Salah satu aspek paling mengkhawatirkan dari fenomena ini adalah banyaknya PMI yang masuk ke Malaysia melalui jalur non-prosedural, atau yang lebih dikenal dengan istilah “jalur belakang”. Jalur ini memanfaatkan titik-titik perbatasan laut yang sulit diawasi oleh aparat keamanan. Beberapa daerah yang menjadi titik rawan keberangkatan pekerja ilegal antara lain Batam, Tanjung Balai Karimun, serta wilayah perbatasan di Kalimantan.

Masuknya pekerja migran melalui jalur ilegal ini bukan hanya sekadar persoalan administrasi, tetapi juga membuka peluang bagi sindikat perdagangan manusia (human trafficking). Banyak calon PMI yang tergiur oleh janji-janji manis agen tenaga kerja ilegal yang menawarkan pekerjaan dengan gaji tinggi, tetapi pada kenyataannya mereka justru menjadi korban eksploitasi. Beberapa di antara mereka dipaksa bekerja dalam kondisi yang tidak manusiawi, mengalami penyiksaan, atau bahkan kehilangan nyawa akibat buruknya kondisi kerja dan minimnya perlindungan hukum.

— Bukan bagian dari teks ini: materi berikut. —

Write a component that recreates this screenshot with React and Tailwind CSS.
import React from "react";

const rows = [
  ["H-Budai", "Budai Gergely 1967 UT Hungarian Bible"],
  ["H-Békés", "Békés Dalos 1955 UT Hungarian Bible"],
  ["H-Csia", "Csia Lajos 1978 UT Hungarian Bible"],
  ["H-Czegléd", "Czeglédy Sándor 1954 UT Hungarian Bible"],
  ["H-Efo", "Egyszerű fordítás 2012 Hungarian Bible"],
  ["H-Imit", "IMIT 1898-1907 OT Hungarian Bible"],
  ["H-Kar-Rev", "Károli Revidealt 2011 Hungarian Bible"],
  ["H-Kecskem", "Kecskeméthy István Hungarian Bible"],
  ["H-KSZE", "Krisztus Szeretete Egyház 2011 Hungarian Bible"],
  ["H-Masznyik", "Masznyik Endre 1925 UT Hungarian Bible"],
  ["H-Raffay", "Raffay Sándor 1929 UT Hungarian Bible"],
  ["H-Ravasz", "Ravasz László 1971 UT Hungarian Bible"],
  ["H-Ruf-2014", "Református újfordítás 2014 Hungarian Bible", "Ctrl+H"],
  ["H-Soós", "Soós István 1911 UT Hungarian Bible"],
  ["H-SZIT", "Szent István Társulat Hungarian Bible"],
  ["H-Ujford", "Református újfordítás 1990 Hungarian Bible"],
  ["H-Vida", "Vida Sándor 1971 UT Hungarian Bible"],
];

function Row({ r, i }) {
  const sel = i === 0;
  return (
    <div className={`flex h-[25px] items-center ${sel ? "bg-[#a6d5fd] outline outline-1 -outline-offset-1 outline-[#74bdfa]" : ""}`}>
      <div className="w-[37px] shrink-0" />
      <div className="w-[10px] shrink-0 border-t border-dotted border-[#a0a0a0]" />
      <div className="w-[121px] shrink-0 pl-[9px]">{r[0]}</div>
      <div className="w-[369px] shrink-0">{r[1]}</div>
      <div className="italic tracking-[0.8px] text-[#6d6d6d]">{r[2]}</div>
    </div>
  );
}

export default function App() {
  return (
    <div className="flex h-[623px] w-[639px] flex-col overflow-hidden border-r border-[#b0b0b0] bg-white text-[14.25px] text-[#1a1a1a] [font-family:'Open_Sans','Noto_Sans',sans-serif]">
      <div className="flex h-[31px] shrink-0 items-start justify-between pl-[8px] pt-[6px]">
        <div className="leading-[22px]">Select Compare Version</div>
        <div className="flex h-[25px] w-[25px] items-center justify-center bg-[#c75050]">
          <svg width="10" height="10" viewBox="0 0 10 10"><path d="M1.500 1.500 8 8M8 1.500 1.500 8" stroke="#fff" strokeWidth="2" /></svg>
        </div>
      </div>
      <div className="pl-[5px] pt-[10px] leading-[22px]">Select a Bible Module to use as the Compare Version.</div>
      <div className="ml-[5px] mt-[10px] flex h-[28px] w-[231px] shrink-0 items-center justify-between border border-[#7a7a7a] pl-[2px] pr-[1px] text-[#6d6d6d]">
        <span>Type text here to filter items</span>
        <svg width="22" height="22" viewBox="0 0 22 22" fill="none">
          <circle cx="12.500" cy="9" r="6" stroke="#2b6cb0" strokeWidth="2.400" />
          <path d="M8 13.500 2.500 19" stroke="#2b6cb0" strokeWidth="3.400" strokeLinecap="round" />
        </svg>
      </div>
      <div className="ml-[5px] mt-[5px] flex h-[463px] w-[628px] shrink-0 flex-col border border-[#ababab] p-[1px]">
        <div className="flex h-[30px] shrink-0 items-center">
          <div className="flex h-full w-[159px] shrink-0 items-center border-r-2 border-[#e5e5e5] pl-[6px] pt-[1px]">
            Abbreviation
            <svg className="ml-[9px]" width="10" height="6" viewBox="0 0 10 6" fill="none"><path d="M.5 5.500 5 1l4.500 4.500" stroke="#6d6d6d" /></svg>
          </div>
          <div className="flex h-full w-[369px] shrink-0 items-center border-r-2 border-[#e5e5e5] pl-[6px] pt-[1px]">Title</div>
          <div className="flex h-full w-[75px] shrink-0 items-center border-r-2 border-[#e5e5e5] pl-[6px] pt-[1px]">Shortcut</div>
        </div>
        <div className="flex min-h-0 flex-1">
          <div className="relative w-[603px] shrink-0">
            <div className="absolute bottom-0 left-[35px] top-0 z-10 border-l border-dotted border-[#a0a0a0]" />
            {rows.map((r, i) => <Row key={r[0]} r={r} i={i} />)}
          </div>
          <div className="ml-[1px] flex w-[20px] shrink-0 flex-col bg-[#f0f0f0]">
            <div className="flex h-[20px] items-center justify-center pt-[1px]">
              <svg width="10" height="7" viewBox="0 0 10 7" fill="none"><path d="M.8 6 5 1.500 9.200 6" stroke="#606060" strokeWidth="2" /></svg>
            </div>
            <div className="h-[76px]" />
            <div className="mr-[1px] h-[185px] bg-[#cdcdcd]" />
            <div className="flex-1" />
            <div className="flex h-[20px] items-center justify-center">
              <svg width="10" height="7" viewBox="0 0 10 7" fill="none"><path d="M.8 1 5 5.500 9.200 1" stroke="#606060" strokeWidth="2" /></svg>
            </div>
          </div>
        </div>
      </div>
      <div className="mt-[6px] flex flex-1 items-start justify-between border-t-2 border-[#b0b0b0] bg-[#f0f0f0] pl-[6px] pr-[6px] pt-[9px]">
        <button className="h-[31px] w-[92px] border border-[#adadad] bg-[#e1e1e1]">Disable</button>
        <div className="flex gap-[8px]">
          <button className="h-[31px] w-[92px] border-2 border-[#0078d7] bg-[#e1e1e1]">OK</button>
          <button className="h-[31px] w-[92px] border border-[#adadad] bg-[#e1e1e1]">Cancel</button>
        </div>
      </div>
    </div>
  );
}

Menanggapi situasi ini, Ibu Ani dari RPTC menegaskan bahwa pemerintah harus lebih serius dalam mengawasi dan menertibkan mekanisme pengiriman tenaga kerja ke luar negeri. Salah satu langkah yang dianggap sangat penting adalah peningkatan edukasi kepada masyarakat, khususnya di daerah-daerah yang menjadi kantong utama PMI, mengenai prosedur resmi bekerja di luar negeri.

Pemerintah melalui Badan Perlindungan Pekerja Migran Indonesia (BP2MI) serta Kementerian Ketenagakerjaan diharapkan dapat mengambil langkah-langkah strategis dalam menangani permasalahan ini, di antaranya meningkatkan sosialisasi dan edukasi kepada masyarakat mengenai bahaya migrasi ilegal. Sosialisasi ini bisa dilakukan melalui berbagai cara, seperti penyuluhan langsung, kampanye media sosial, dan kerja sama dengan tokoh masyarakat setempat.

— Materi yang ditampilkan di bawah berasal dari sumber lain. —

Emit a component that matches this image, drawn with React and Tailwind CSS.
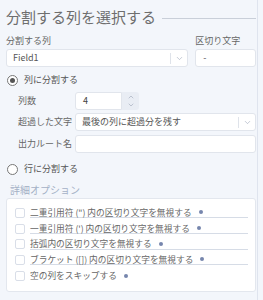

Pengawasan terhadap agen tenaga kerja swasta juga harus diperketat. Banyaknya kasus PMI yang dipulangkan menunjukkan bahwa masih ada agen tenaga kerja yang beroperasi tanpa izin resmi. Oleh karena itu, pengawasan terhadap agen tenaga kerja swasta harus diperketat, dan oknum yang terbukti melakukan perekrutan ilegal harus dikenakan sanksi tegas.

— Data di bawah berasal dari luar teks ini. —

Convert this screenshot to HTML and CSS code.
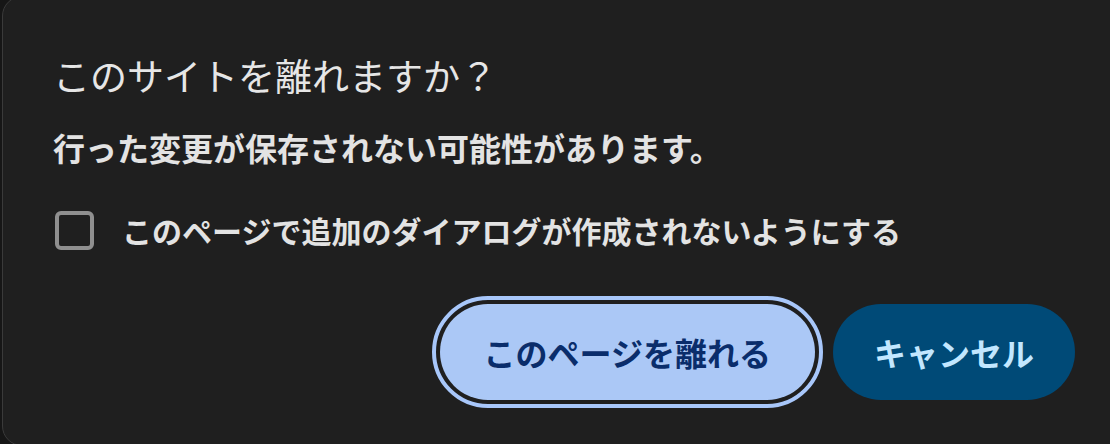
FILE: index.html
```html
<!DOCTYPE html>
<html lang="ja">
<head>
<meta charset="utf-8">
<title>このサイトを離れますか？</title>
<link rel="stylesheet" href="styles.css">
</head>
<body>
<div class="dialog">
  <h1 class="title">このサイトを離れますか？</h1>
  <p class="message">行った変更が保存されない可能性があります。</p>
  <label class="option">
    <span class="checkbox"></span>
    <span class="option-text">このページで追加のダイアログが作成されないようにする</span>
  </label>
  <div class="actions">
    <button class="btn btn-primary">このページを離れる</button>
    <button class="btn btn-tonal">キャンセル</button>
  </div>
</div>
</body>
</html>
```
FILE: styles.css
```css
html, body {
  margin: 0;
  padding: 0;
  overflow: hidden;
  background: #161616;
  font-family: "Noto Sans CJK JP", "Noto Sans", sans-serif;
}

.dialog {
  box-sizing: border-box;
  margin: -4px 0 0 2px;
  width: 1130px;
  height: 450px;
  padding: 56px 56px 0 50px;
  background: #1f1f1f;
  border: 1px solid #3a3a3a;
  border-radius: 20px;
  color: #e3e3e3;
}

.title {
  margin: 0;
  font-size: 37px;
  font-weight: 400;
  line-height: 44px;
  color: #e6e6e6;
}

.message {
  margin: 30px 0 0;
  font-size: 32px;
  font-weight: 700;
  line-height: 40px;
  color: #e3e3e3;
}

.option {
  display: flex;
  align-items: center;
  gap: 28px;
  margin-top: 43px;
  height: 40px;
  padding-left: 2px;
}

.checkbox {
  box-sizing: border-box;
  width: 39px;
  height: 39px;
  border: 4px solid #8f8f8f;
  border-radius: 6px;
  flex: none;
}

.option-text {
  font-size: 30px;
  font-weight: 700;
  line-height: 40px;
  color: #e3e3e3;
}

.actions {
  display: flex;
  justify-content: flex-end;
  align-items: center;
  gap: 18px;
  margin-top: 54px;
}

.btn {
  height: 96px;
  border: none;
  border-radius: 48px;
  font-family: inherit;
  font-size: 32px;
  font-weight: 700;
  line-height: 1;
}

.btn-primary {
  padding: 0 44px;
  background: #abc8f6;
  color: #0a2d6b;
  outline: 4px solid #a8c7fa;
  outline-offset: 4px;
}

.btn-tonal {
  padding: 0 41px;
  background: #004a77;
  color: #c2e7ff;
}
```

Pemerintah juga harus memperkuat pengawasan di titik-titik rawan yang sering digunakan sebagai jalur keberangkatan pekerja migran ilegal. Salah satu caranya adalah dengan meningkatkan patroli di perbatasan laut, terutama di wilayah yang berbatasan langsung dengan Malaysia dan Singapura.

Selain itu, salah satu faktor utama yang mendorong masyarakat untuk bekerja ke luar negeri adalah minimnya peluang kerja di dalam negeri. Oleh karena itu, pemerintah harus memperbanyak program pelatihan keterampilan dan membuka lebih banyak lapangan pekerjaan di sektor formal agar masyarakat tidak tergiur untuk mencari pekerjaan di luar negeri secara ilegal.

Kerja sama yang erat dengan otoritas di Malaysia dan Singapura juga diperlukan untuk memastikan bahwa PMI yang bekerja di sana mendapatkan perlindungan hukum yang layak. Selain itu, kerja sama ini juga penting untuk menindak tegas sindikat perdagangan manusia yang sering memanfaatkan jalur migrasi ilegal.

Pemulangan 150 PMI dari Malaysia harus menjadi peringatan bagi pemerintah bahwa masih banyak warga negara Indonesia yang mencari penghidupan di luar negeri tanpa prosedur yang sah. Situasi ini tidak hanya merugikan individu yang menjadi korban, tetapi juga menimbulkan dampak sosial dan ekonomi bagi negara.

Untuk mengatasi masalah ini, pemerintah harus bertindak cepat dan strategis dengan menerapkan langkah-langkah yang lebih ketat dalam pengawasan, edukasi, serta penegakan hukum terhadap agen tenaga kerja ilegal. Dengan adanya kebijakan yang lebih ketat serta kesadaran masyarakat yang lebih tinggi, diharapkan tidak ada lagi kasus serupa di masa mendatang, dan pekerja migran Indonesia dapat bekerja di luar negeri dengan jaminan perlindungan hukum yang lebih kuat. (ARF).